From the entries that follow, list every line in which the string "index" appears.
####
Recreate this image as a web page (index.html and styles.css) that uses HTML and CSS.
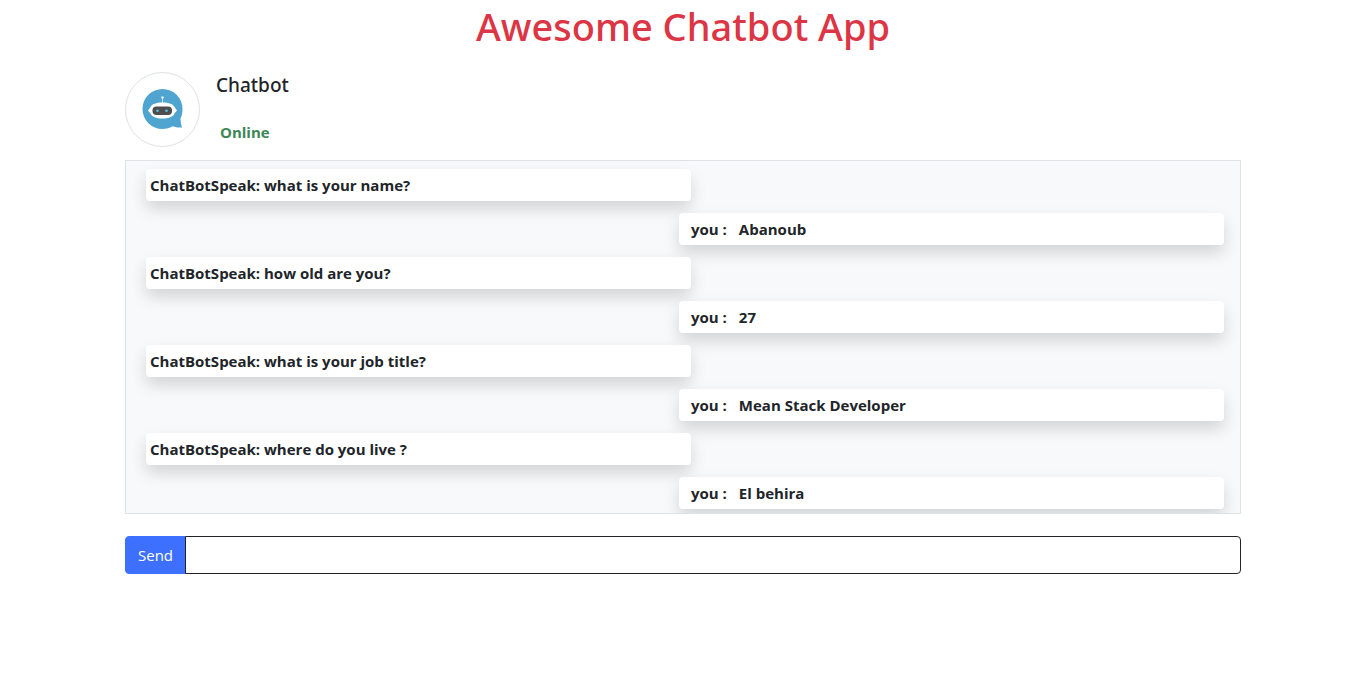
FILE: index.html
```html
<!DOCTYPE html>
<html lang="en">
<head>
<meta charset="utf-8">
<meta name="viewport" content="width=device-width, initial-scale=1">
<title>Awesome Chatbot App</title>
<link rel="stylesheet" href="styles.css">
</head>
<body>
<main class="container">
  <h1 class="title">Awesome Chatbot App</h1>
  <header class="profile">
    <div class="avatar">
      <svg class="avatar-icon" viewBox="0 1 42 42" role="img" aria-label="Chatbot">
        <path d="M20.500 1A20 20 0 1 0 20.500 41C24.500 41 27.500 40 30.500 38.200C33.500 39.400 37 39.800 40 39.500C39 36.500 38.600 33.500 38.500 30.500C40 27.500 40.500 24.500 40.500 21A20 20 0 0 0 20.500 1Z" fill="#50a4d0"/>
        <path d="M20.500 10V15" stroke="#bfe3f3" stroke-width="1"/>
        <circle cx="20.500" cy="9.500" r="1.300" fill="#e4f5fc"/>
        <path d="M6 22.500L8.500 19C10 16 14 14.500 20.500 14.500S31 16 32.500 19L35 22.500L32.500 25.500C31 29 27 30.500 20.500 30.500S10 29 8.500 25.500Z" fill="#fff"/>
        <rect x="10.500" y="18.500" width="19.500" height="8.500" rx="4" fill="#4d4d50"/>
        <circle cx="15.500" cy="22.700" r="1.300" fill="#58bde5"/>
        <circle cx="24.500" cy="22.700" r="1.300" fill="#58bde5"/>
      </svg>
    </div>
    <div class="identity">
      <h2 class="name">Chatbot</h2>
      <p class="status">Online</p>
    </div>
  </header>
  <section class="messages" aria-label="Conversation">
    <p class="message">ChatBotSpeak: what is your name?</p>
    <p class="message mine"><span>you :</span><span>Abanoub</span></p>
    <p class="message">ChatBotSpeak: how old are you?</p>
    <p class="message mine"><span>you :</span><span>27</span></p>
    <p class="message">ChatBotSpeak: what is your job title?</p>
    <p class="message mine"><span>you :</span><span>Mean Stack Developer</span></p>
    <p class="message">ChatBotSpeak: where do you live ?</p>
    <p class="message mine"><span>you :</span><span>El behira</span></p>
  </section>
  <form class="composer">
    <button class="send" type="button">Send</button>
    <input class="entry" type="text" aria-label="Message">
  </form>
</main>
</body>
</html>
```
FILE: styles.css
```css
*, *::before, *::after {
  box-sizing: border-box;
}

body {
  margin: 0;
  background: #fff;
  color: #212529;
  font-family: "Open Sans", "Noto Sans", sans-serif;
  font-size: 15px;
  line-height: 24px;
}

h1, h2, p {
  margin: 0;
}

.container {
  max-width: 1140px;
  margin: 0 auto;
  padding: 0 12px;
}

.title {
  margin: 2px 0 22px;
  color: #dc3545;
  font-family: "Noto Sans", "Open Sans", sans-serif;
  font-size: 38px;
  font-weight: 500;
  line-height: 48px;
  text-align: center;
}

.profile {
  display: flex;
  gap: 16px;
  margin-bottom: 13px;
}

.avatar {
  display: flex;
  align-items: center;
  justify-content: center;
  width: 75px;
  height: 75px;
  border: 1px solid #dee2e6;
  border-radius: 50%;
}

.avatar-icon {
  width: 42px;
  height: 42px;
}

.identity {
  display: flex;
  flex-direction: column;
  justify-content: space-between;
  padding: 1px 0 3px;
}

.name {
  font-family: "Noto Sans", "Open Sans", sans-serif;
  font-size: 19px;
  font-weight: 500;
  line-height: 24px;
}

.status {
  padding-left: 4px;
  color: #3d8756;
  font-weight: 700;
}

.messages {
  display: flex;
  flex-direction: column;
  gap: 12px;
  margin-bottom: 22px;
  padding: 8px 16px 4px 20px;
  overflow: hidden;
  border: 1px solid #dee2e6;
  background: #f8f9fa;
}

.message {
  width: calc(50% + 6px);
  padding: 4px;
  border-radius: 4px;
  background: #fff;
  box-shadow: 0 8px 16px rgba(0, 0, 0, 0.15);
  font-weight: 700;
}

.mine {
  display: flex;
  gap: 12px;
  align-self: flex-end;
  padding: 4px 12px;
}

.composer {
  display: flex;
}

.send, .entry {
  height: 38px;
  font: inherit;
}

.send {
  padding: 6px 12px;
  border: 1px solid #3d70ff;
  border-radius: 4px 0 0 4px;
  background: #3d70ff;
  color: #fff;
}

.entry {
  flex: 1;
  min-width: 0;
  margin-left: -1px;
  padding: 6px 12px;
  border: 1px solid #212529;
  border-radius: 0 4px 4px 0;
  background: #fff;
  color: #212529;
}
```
####
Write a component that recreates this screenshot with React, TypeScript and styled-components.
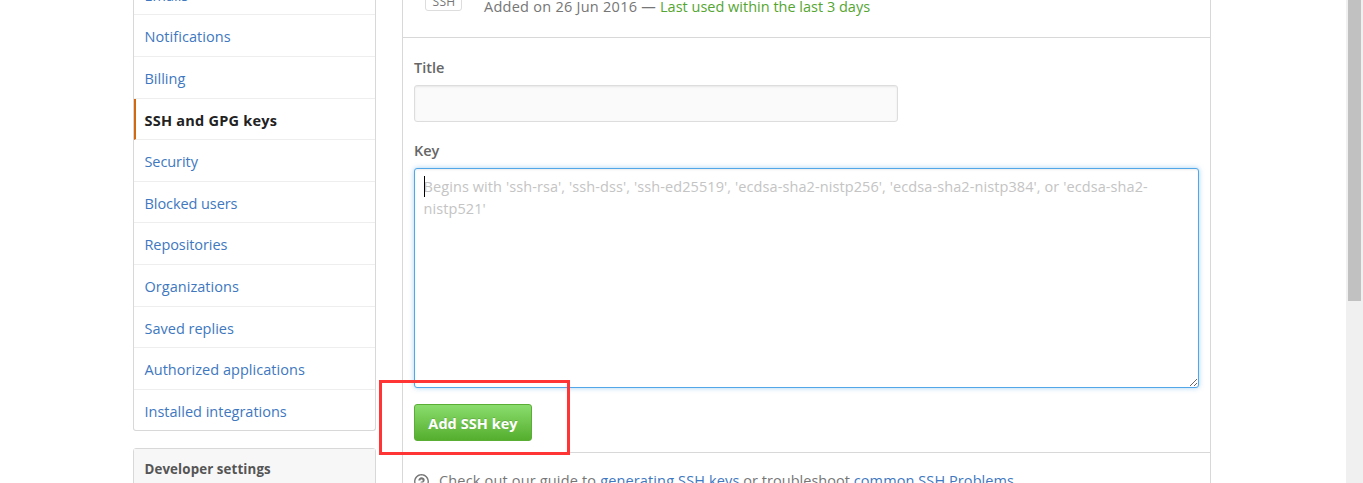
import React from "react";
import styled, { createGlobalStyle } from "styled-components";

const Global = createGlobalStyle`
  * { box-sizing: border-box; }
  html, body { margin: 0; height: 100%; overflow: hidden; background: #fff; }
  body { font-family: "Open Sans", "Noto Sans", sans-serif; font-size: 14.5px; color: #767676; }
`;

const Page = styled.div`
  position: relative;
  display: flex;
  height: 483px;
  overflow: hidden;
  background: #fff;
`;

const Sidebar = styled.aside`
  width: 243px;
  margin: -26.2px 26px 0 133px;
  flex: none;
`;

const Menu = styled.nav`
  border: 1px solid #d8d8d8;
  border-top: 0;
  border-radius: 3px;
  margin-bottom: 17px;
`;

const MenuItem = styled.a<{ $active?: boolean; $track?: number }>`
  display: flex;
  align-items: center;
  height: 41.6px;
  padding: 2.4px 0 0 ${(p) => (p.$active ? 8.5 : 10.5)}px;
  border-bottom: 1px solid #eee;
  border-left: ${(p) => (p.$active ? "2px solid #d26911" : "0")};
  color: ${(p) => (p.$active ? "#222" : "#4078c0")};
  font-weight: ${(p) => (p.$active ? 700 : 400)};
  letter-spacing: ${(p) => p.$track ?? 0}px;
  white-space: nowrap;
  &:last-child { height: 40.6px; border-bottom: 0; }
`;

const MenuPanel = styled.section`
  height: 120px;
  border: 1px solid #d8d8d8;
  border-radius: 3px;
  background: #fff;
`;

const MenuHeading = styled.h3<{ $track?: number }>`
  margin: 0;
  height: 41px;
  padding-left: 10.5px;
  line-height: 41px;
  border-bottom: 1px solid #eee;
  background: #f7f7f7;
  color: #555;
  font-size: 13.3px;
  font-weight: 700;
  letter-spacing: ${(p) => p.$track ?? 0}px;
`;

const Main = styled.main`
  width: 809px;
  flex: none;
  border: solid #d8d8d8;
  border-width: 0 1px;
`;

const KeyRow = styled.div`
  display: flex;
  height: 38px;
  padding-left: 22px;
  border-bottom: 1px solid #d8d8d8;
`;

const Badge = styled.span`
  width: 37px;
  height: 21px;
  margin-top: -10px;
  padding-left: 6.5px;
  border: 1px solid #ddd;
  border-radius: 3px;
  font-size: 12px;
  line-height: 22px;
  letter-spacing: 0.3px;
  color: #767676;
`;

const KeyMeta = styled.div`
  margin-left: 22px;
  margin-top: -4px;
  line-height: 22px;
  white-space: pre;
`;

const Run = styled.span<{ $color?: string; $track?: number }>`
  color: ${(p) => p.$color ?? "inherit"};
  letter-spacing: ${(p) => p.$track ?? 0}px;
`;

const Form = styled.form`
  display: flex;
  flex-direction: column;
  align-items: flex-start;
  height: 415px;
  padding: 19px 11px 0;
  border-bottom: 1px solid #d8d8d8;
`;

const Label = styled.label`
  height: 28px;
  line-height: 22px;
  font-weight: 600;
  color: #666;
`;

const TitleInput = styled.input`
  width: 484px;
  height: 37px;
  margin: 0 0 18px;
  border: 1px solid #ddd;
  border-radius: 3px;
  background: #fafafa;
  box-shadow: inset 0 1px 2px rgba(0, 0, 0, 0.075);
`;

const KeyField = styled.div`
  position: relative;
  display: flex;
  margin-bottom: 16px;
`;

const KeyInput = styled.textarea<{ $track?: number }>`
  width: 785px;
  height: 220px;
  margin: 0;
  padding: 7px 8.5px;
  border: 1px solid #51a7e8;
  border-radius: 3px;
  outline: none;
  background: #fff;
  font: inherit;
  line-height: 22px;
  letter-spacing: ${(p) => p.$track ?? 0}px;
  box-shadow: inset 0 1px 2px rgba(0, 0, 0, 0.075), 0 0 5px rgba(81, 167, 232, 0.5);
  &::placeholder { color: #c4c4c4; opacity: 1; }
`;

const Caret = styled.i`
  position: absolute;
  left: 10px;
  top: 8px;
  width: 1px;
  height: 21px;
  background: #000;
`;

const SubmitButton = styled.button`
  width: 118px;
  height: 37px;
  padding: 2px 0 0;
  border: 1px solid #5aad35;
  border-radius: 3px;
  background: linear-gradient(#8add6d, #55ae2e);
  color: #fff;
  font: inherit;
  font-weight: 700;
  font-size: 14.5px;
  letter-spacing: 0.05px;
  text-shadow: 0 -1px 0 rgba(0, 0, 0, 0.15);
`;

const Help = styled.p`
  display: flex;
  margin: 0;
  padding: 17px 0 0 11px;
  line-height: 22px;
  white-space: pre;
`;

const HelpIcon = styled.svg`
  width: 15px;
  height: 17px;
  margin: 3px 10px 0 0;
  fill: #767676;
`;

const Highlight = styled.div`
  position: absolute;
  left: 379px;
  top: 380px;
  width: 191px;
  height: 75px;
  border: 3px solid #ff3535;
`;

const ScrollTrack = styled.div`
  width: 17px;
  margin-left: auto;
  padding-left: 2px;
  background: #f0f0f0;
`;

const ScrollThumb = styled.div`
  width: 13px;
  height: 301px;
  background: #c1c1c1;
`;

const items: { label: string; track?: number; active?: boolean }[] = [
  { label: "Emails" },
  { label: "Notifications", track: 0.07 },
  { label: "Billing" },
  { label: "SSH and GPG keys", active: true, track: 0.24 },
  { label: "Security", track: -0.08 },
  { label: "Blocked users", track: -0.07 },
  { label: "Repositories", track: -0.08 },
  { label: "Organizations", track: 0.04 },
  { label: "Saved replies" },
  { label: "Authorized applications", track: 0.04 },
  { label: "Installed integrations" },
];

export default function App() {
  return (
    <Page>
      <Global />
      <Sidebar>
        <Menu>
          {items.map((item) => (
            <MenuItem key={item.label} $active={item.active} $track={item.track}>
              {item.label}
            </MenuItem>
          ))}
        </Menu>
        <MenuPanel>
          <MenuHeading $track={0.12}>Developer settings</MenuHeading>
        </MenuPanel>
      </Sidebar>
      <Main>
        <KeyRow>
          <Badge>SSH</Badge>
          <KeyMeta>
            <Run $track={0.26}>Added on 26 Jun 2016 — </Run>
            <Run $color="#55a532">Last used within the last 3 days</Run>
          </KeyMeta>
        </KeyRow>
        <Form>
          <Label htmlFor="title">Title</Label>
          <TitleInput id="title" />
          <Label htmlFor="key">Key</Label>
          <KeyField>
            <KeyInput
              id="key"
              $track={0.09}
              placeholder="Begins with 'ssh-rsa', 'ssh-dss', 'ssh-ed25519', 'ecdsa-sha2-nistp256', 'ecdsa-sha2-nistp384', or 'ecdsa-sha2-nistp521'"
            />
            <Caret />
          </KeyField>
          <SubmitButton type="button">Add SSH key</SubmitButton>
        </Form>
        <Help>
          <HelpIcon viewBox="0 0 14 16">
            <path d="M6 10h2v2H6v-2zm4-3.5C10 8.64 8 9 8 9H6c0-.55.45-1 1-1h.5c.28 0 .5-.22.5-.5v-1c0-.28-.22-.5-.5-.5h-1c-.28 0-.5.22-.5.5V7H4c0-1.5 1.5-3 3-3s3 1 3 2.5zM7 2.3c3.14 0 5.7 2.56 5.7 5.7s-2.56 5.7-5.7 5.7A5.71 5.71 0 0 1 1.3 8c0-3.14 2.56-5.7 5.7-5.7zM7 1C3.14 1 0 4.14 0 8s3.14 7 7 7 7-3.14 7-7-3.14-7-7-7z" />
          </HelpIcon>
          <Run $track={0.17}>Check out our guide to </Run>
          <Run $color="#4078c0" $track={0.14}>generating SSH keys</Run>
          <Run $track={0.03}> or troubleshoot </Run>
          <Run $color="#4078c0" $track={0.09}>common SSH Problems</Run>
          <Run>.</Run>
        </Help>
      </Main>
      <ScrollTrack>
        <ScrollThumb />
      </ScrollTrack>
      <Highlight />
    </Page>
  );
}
####
Finished exercise
Recreate this image as a web page (index.html and styles.css) that uses HTML and CSS.
FILE: index.html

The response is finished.